Sophie Robinson, a, and Francesca Woodman

By | July 16, 2009 at 8:44 am

Sophie Robinson
a, 70 pp.
Les Figues Press, 2009
Los Angeles

In Sophie Robinson’s a, the newest book out from Les Figues Press (a young press based in Los Angeles), she includes a small note taken out of the notebook of the young photographer, Francesca Woodman:

I wish Stein was here to shake me and kiss me.

I note the reference to Woodman because, in the past ten years, there has been an upsurge of interest in Woodman’s work (initiated with the 1986 retrospective at Hunter College, curated by Rosalind Krauss and Ann Gabhart). Woodman, for those unfamiliar with her work, was a prodigy who passed away before she was twenty-three.

She studied photography in high school, went to RISD to continue her work; her photos almost always focus on the body, as she often used her own as the subject of her photos. Her black, white images are luminously surreal, and she was nicknamed the “magician” for her uncanny use of lighting (even more remarkable because she did not have programs like Photoshop to retool images). Almost every one of her images blurs boundaries between body and environment, and there are rarely photos where individuals can clearly be identified (the face is usually distorted, hidden, or masked. In that sense, her intimate photographs emphasize a collective female identity through one body, rather than focusing on a particular person/identity/name).

At the age of twenty-two, Woodman committed suicide by jumping out of the window of her loft in New York. We then have the troubling legacy of her death to deal with when we view her images, this hyperbolic romanticism we attach to someone — and someone with so much talent –  who passes away well before her time.

In Robinson’s a, then, the inclusion of Woodman’s note (appropriately, if the poet is influenced by Woodman, Woodman shows her creative tie to the great American modernist poet, Gertrude Stein) is understandable within the framework of Robinson’s project. The book is dedicated to  “Aerin Davidson, 1985-2007. . . . XXX,” a young woman who, like Woodman, died when she was twenty-two. Robinson’s dedication also instructs one to read the book as a broken elegy, a collection of fragmented sentences and words, collages, expressing how one might try to express grief and pain verbally, without trivializing experiences that are, in the end, perhaps impossible to articulate in language.
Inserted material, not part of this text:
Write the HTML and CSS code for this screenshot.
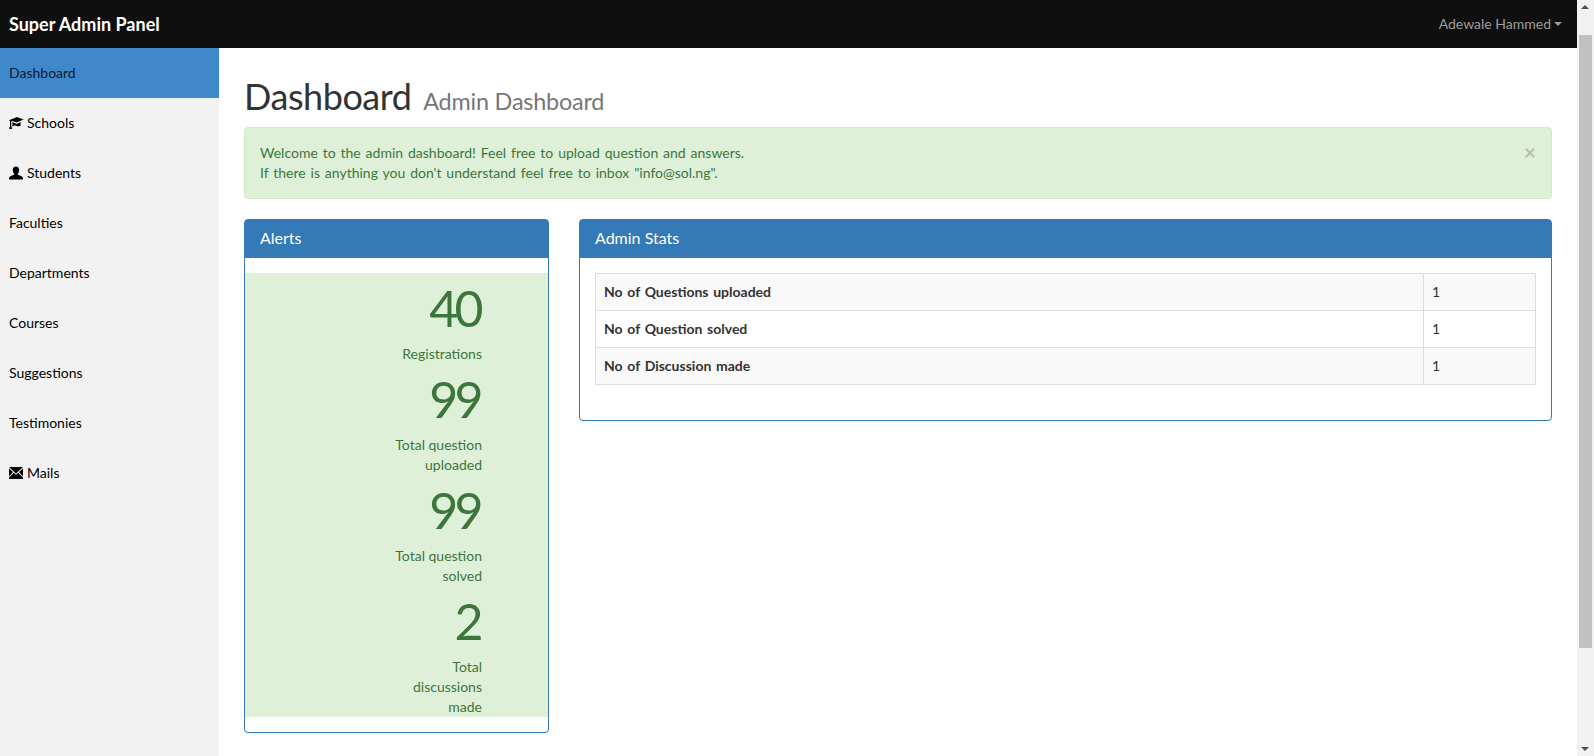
FILE: index.html
```html
<!DOCTYPE html>
<html lang="en">
<head>
<meta charset="utf-8">
<title>Super Admin Panel</title>
<link rel="stylesheet" href="styles.css">
</head>
<body>
<div class="viewport">
  <div class="page">
    <header class="navbar">
      <a class="brand">Super Admin Panel</a>
      <a class="user">Adewale Hammed<span class="caret"></span></a>
    </header>
    <div class="layout">
      <nav class="sidebar">
        <a class="nav-item active">Dashboard</a>
        <a class="nav-item"><svg class="icon" viewBox="0 0 14 14"><path d="M0 4.2 8 1 14.5 3.4 7.8 6.6 3.6 4.9 2.2 5.5V9.8L3.2 13H0.2L1 9.8V5Z"/><path d="M3.4 6 7.8 7.9 11.6 6.1V9.4C10 10.8 8.4 10.2 7 9.7 5.6 9.2 4.4 9.6 3.4 10.8Z"/></svg> Schools</a>
        <a class="nav-item"><svg class="icon" viewBox="0 0 14 14"><path d="M7 0.6C9 0.6 10.2 2 10.2 4 10.2 5.6 9.6 7 8.8 7.8V8.8C10.6 9.6 14 10.2 14 12.4V13.4H0V12.4C0 10.2 3.4 9.6 5.2 8.8V7.8C4.4 7 3.8 5.6 3.8 4 3.8 2 5 0.6 7 0.6Z"/></svg> Students</a>
        <a class="nav-item">Faculties</a>
        <a class="nav-item">Departments</a>
        <a class="nav-item">Courses</a>
        <a class="nav-item">Suggestions</a>
        <a class="nav-item">Testimonies</a>
        <a class="nav-item"><svg class="icon" viewBox="0 0 14 12"><path d="M0 0H14L7 6.4Z"/><path d="M0 1.4 4 5 0 9.6Z"/><path d="M14 1.4 10 5 14 9.6Z"/><path d="M0 12V10.8L4.8 5.8 7 7.8 9.2 5.8 14 10.8V12Z"/></svg> Mails</a>
      </nav>
      <main class="content">
        <h1 class="title">Dashboard <small>Admin Dashboard</small></h1>
        <div class="alert">
          <span class="close">×</span>
          Welcome to the admin dashboard! Feel free to upload question and answers.<br>
          If there is anything you don't understand feel free to inbox "info@sol.ng".
        </div>
        <div class="columns">
          <section class="panel panel-side">
            <div class="panel-heading">Alerts</div>
            <div class="panel-body">
              <div class="stats">
                <div class="stat"><div class="num">40</div><div class="label">Registrations</div></div>
                <div class="stat"><div class="num">99</div><div class="label">Total question<br>uploaded</div></div>
                <div class="stat"><div class="num">99</div><div class="label">Total question<br>solved</div></div>
                <div class="stat"><div class="num">2</div><div class="label">Total<br>discussions<br>made</div></div>
              </div>
            </div>
          </section>
          <section class="panel panel-main">
            <div class="panel-heading">Admin Stats</div>
            <div class="panel-body">
              <table class="table">
                <tr><th>No of Questions uploaded</th><td>1</td></tr>
                <tr><th>No of Question solved</th><td>1</td></tr>
                <tr><th>No of Discussion made</th><td>1</td></tr>
              </table>
            </div>
          </section>
        </div>
      </main>
    </div>
  </div>
  <div class="scrollbar">
    <span class="arrow arrow-up"></span>
    <span class="thumb"></span>
    <span class="arrow arrow-down"></span>
  </div>
</div>
</body>
</html>
```
FILE: styles.css
```css
* { box-sizing: border-box; }
html, body { margin: 0; height: 100%; overflow: hidden; }
body { font-family: "Lato", "Noto Sans", sans-serif; font-size: 14px; line-height: 20px; color: #333; background: #fff; }
.viewport { display: flex; height: 756px; }
.page { flex: 1; display: flex; flex-direction: column; min-width: 0; }
.navbar { height: 48px; flex: none; background: #0f0f0f; display: flex; justify-content: space-between; align-items: center; padding: 0 15px 0 9px; }
.brand { color: #fff; font-size: 18px; font-weight: 700; }
.user { color: #9d9d9d; display: flex; align-items: center; }
.caret { width: 0; height: 0; margin-left: 3px; border-top: 4px solid #9d9d9d; border-left: 4px solid transparent; border-right: 4px solid transparent; }
.layout { flex: 1; display: flex; min-height: 0; }
.sidebar { width: 219px; flex: none; background: #f2f2f2; }
.nav-item { display: flex; align-items: center; gap: 4px; height: 50px; padding-left: 9px; color: #000; }
.nav-item.active { background: #3f89ca; color: #0b1a2b; }
.icon { width: 14px; height: 14px; fill: #000; flex: none; overflow: visible; }
.content { flex: 1; min-width: 0; padding: 28px 25px 0; }
.title { margin: 0 0 11px; height: 40px; font-size: 36px; line-height: 40px; font-weight: 400; color: #333; letter-spacing: -.45px; white-space: nowrap; }
.title small { font-size: 23.4px; line-height: 1; color: #777; letter-spacing: -.2px; margin-left: 3px; }
.alert { position: relative; padding: 15px; height: 72px; margin-bottom: 20px; background: #dff0d8; border: 1px solid #d6e9c6; border-radius: 4px; color: #3c763d; word-spacing: 1.3px; }
.close { position: absolute; top: 14px; right: 15px; font-size: 21px; font-weight: 700; line-height: 20px; color: #000; opacity: .2; }
.columns { display: flex; gap: 30px; align-items: flex-start; }
.panel { border: 1px solid #337ab7; border-radius: 4px; background: #fff; box-shadow: 0 1px 1px rgba(0,0,0,.05); }
.panel-side { width: 305px; flex: none; }
.panel-main { flex: 1; min-width: 0; }
.panel-heading { background: #337ab7; color: #fff; font-size: 16px; height: 38px; line-height: 36px; padding: 0 15px; }
.panel-body { padding: 15px 0; }
.panel-main .panel-body { padding: 15px 15px 35px; }
.stats { background: #dff0d8; color: #3c763d; height: 444px; padding-right: 66px; text-align: right; }
.num { font-size: 50px; line-height: 71px; letter-spacing: -3.6px; margin-right: 2px; }
.table { width: 100%; border-collapse: collapse; word-spacing: 1.3px; }
.table th, .table td { border: 1px solid #ddd; padding: 8px; line-height: 20px; text-align: left; color: #333; }
.table th { font-weight: 700; }
.table td { width: 112px; }
.table tr:nth-child(odd) { background: #f9f9f9; }
.scrollbar { width: 17px; flex: none; background: #f1f1f1; position: relative; display: flex; flex-direction: column; align-items: center; }
.thumb { position: absolute; top: 35px; left: 2px; width: 13px; height: 613px; background: #c1c1c1; }
.arrow { position: absolute; left: 4px; width: 0; height: 0; border-left: 4px solid transparent; border-right: 4px solid transparent; }
.arrow-up { top: 5px; border-bottom: 4px solid #505050; }
.arrow-down { bottom: 5px; border-top: 4px solid #505050; }
```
None of Woodman’s photographs appear in the book. The photographs and collages in the collection (a is a multimedia book) are by Ken Elrich, the artist and writer based in Los Angeles. The single reference to Woodman is the short epigraph that introduces the third part of the book, “Disorder” (as well as in the introduction by Caroline Bergvall), which is enough for the reader to recall the hyperbolic romance surrounding the tragedy of Woodman’s death, within a book that was written in the/as an aftermath of a friend’s death.

I’m not quite sure what to make of the reference to Woodman, because in some ways, the short reference does so much work, and acts as a problematic parallel.  Even if the epigraph is short, and part of a‘s larger collaging efforts, the Woodman reference evokes a public’s/viewer’s voyeuristic romanticism of an artist’s early death, and then associates that public voyeurism with a more private experience of death.

The inclusion of Woodman’s epigraph feels relevant, but it also makes me squirmish. It’s like writing an essay about personal grief – an experience that is so difficult to verbally express – then connecting that grief with a reference to another writer, artist whose death (or more specifically, suicide) has been scrutinized under the public eye. Diane Arbus, Sylvia Plath. Despite good intentions, the parallel feels askewed, even, misused.

But is this more telling of what an elegy does, is? That is, why do we poets write elegies?  It’s not for the person who has passed. It’s the writer’s experience with grief that’s being rendered to an audience, and that personal grief – once it becomes expressed through an aesthetic project — becomes separate and distinct from the person to whom the elegy is addressing.

With a, I understand the intentions, the relevance, even the “inspiration” (for lack of a better word) created by Woodman’s legacy and images. At the same time, something that might be urgently important during the process of writing might need to be re-approached differently by the writer when rendering it into the published product.